An Roinn Oideachais agus Eolaíochta
Department of Education and Science
Subject Inspection of Home Economics
Roll number: 62981P
Date of inspection: 30 April 2008
Report on the Quality of Learning and Teaching in home economics
This report has been written following a subject inspection in Coláiste Éinde, carried out as part of a WSE. It presents the findings of an evaluation of the quality of teaching and learning in Home Economics and makes recommendations for the further development of the teaching of this subject in the school. The evaluation was conducted over one day during which the inspector visited classrooms and observed teaching and learning. The inspector interacted with students and teachers, examined students’ work, and had discussions with the teachers. The inspector reviewed school planning documentation and teachers’ written preparation. Following the evaluation visit, the inspector provided oral feedback on the outcomes of the evaluation to the principal and subject teachers.
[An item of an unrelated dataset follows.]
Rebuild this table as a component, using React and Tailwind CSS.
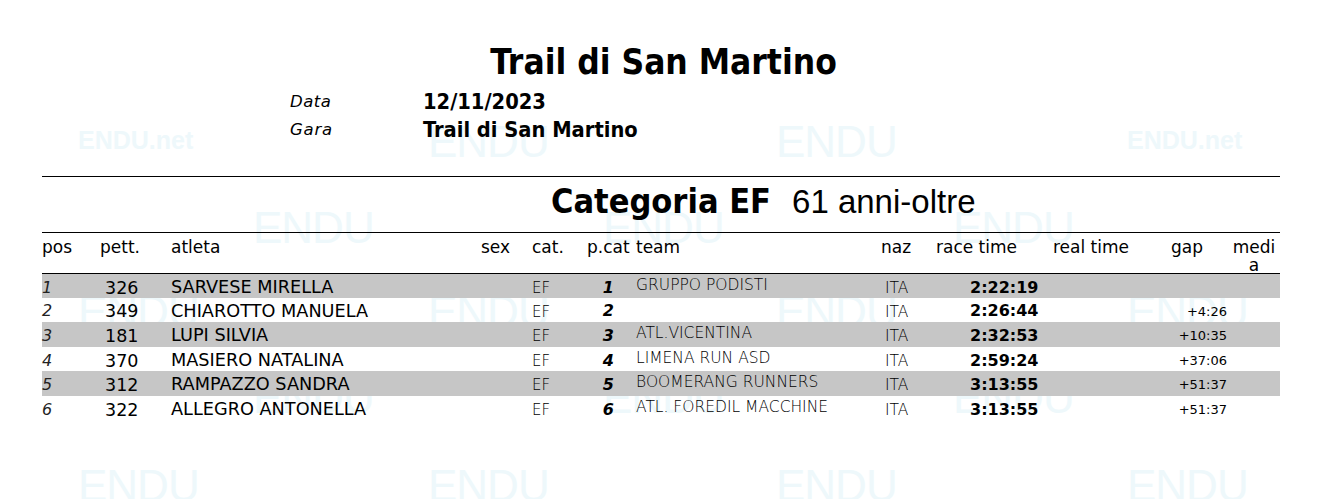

Home Economics has a high profile at Coláiste Éinde where it is a very popular subject option at junior and senior cycle for both boys and girls. Home Economics was introduced to the school curriculum in the early 1990s and currently over a third of junior-cycle and almost half of senior-cycle students study Home Economics, thus illustrating its popularity. The school reports that Home Economics tends to be heavily subscribed and numbers are generally on the increase in senior cycle. The gender balance in uptake significantly exceeds the national average and is particularly good at junior cycle when one considers that the school is co-educational, with more boys than girls in attendance. Much credit is due to both school management and the home economics department for their continued commitment to the ongoing development of Home Economics at the school.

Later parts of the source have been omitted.